Czech President Milos Zeman was receiving treatment in an intensive care unit on Sunday, creating uncertainty at a time when he is due to lead political talks about forming a new government after a parliamentary election.
Director Miroslav Zavoral of the Central Military Hospital in Prague said Zeman, 77, was admitted due to complications related to an undisclosed chronic condition.
“We know the diagnosis precisely, which allows us to target treatment,” Zavoral said, adding that he did not have the president’s approval to disclose details of the diagnosis.
Zavoral did not say how serious the president’s condition was.
In the Czech Republic, the president leads talks with party leaders after elections to find a workable majority. Under the constitution, his authority to appoint the prime minister passes to the speaker of the lower house if the presidential position is vacated.
Reporters saw an ambulance leaving the presidential chateau at Lany, west of Prague, soon after Zeman met Prime Minister Andrej Babis.
The presidential office had previously said Zeman had been ill, and he spent eight days in hospital last month. The presidential office said at the time he had no life-threatening condition but was dehydrated and slightly exhausted.
Babis’ centrist ANO party narrowly lost the parliamentary election held on Friday and Saturday to the centre-right Together coalition and appears to have no chance of forming a ruling majority.
Together and the liberal Pirates/Mayors coalition between them won 108 seats in the 200-seat lower house and said they intended to form a government.
However, while Babis has conceded that Together won more votes as a coalition, he did not signal a move into opposition, saying “If the president authorises me to do so, I will lead talks on forming a cabinet”.
Under the constitution, the president can appoint anyone as prime minister and instruct them to nominate a cabinet.
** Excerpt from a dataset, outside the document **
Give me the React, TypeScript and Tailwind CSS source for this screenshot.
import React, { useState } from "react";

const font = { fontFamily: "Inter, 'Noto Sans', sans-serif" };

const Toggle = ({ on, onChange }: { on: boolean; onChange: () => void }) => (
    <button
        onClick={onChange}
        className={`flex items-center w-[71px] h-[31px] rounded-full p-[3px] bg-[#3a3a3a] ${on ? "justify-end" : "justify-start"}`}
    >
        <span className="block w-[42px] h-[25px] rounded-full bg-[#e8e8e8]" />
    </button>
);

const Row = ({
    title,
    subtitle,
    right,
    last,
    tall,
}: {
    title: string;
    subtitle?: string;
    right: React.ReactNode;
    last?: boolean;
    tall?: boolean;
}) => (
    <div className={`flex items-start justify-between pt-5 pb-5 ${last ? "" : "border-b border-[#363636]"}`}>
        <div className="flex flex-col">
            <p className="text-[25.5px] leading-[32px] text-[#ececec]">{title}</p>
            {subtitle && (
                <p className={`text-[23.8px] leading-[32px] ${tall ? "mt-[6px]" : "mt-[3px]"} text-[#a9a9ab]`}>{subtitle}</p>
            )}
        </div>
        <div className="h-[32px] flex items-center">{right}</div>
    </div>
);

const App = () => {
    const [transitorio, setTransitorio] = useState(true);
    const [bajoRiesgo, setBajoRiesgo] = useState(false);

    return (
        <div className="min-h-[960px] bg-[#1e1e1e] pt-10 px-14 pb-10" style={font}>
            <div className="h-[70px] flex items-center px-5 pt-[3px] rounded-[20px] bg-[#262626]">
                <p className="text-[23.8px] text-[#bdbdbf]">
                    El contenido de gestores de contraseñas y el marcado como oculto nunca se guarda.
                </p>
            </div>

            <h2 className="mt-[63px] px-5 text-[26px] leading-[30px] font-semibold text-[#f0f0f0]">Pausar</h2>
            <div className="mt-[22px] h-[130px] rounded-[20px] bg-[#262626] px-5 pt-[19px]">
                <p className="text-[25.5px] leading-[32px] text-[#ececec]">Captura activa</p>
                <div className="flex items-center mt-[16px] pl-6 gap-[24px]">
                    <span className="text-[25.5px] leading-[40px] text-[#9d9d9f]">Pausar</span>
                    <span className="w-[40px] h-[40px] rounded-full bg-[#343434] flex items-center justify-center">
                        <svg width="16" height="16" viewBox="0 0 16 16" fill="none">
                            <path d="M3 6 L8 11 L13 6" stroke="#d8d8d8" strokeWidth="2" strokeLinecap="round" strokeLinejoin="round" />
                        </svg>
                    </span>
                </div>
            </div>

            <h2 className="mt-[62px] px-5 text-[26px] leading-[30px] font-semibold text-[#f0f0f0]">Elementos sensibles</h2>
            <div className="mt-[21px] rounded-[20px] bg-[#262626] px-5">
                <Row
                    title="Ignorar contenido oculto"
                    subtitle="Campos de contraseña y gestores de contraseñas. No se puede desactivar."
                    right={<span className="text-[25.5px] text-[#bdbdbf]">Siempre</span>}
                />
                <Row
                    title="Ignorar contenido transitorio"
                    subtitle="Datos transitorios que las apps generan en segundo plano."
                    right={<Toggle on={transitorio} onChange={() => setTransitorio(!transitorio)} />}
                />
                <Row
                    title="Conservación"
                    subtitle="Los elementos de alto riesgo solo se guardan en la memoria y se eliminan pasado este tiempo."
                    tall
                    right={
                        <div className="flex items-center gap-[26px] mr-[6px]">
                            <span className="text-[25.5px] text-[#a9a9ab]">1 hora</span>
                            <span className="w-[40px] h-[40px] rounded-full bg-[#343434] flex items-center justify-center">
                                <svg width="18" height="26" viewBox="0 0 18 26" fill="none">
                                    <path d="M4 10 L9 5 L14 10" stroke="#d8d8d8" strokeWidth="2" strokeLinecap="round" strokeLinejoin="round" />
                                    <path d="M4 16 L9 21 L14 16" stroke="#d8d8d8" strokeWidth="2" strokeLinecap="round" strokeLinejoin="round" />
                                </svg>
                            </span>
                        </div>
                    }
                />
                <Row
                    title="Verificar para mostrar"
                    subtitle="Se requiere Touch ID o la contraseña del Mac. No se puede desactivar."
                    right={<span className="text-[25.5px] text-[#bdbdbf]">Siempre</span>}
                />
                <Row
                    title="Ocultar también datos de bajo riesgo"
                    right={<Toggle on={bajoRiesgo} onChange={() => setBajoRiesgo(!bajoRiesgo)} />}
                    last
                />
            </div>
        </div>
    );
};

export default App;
A new cabinet must face a vote of confidence in the lower house within a month of its appointment.
Zeman had said prior to the election that he would appoint the leader of the biggest winning individual party, not a coalition, to try to form a government.
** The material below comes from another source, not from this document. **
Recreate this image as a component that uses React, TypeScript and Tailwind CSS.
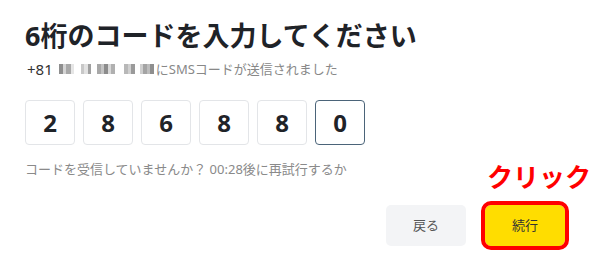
const digits = ['2', '8', '6', '8', '8', '0']

function Blur() {
  // pixelated (masked) phone number
  const blocks = [
    'w-[4px] bg-[#8e8e8e]', 'w-[3px] bg-[#d4d4d4]', 'w-[5px] bg-[#a8a8a8]', 'w-[3px] bg-[#e6e6e6]', 'w-[7px] bg-transparent',
    'w-[3px] bg-[#c8c8c8]', 'w-[4px] bg-[#e2e2e2]', 'w-[3px] bg-[#a0a0a0]', 'w-[6px] bg-transparent',
    'w-[4px] bg-[#a8a8a8]', 'w-[3px] bg-[#c4c4c4]', 'w-[4px] bg-[#8c8c8c]', 'w-[3px] bg-[#d8d8d8]', 'w-[4px] bg-[#b0b0b0]',
    'w-[9px] bg-transparent', 'w-[4px] bg-[#b8b8b8]', 'w-[3px] bg-[#d0d0d0]', 'w-[4px] bg-[#9a9a9a]', 'w-[5px] bg-transparent',
    'w-[3px] bg-[#cfcfcf]', 'w-[4px] bg-[#a4a4a4]', 'w-[3px] bg-[#bdbdbd]', 'w-[4px] bg-[#8e8e8e]',
  ]
  return (
    <span className="inline-flex h-[10px] items-stretch ml-[6px] mr-[2px]">
      {blocks.map((c, i) => (
        <span key={i} className={c} />
      ))}
    </span>
  )
}

export default function App() {
  return (
    <div
      className="w-[600px] h-[262px] bg-white relative overflow-hidden pl-[25px] pt-[18px]"
      style={{ fontFamily: '"Noto Sans", "Noto Sans CJK JP", sans-serif' }}
    >
      <h1 className="text-[27px] font-bold leading-[36px] text-[#1f2328]">
        6桁のコードを入力してください
      </h1>
      <p className="mt-[6px] text-[13px] leading-[18px] text-[#888] flex items-center">
        <span className="text-[15px] text-[#333] pl-[2px]">+81</span>
        <Blur />
        <span>にSMSコードが送信されました</span>
      </p>

      <div className="flex gap-[8px] mt-[22px]">
        {digits.map((d, i) => (
          <div
            key={i}
            className={`w-[50px] h-[45px] rounded-[4px] border flex items-center justify-center text-[24px] font-bold text-[#1f2328] ${
              i === 5 ? 'border-[#4b6479]' : 'border-[#e3e5e8]'
            }`}
          >
            {d}
          </div>
        ))}
      </div>

      <p className="mt-[16px] text-[13px] leading-[16px] text-[#8a8a8a]">
        コードを受信していませんか？ 00:28後に再試行するか
      </p>

      <div className="flex justify-end pr-[35px] mt-[28px] gap-[19px]">
        <button className="w-[80px] h-[41px] rounded-[5px] bg-[#f3f4f6] text-[13px] text-[#555]">
          戻る
        </button>
        <div className="relative">
          <span className="absolute left-[2px] top-[-43px] whitespace-nowrap text-[26px] font-bold leading-[30px] text-[#ff0000]">
            クリック
          </span>
          <button className="w-[80px] h-[41px] rounded-[6px] bg-[#ffdd00] text-[13px] text-[#333] outline outline-[4px] outline-[#ff0000]">
            続行
          </button>
        </div>
      </div>
    </div>
  )
}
This would be Babis, since ANO won the most votes of any party.
Zeman, an ally of Babis, has made no comment on his next steps since the election results.
Forming a government usually takes weeks or months, and no appointments are possible before the new lower house convenes, some time within a month after the election.
Zeman has been using a wheelchair due to neuropathy in his legs since earlier this year.
He cancelled a trip to the polling station on Friday, instead casting a ballot to a box brought to him by election officials, without media access.
The public Czech Radio and newspaper denikn.cz cited seven sources as saying last week that the president had suffered from ascites, or liquid collecting in the abdomen, during his previous hospital stay. The president’s spokesman then declined to comment on the report.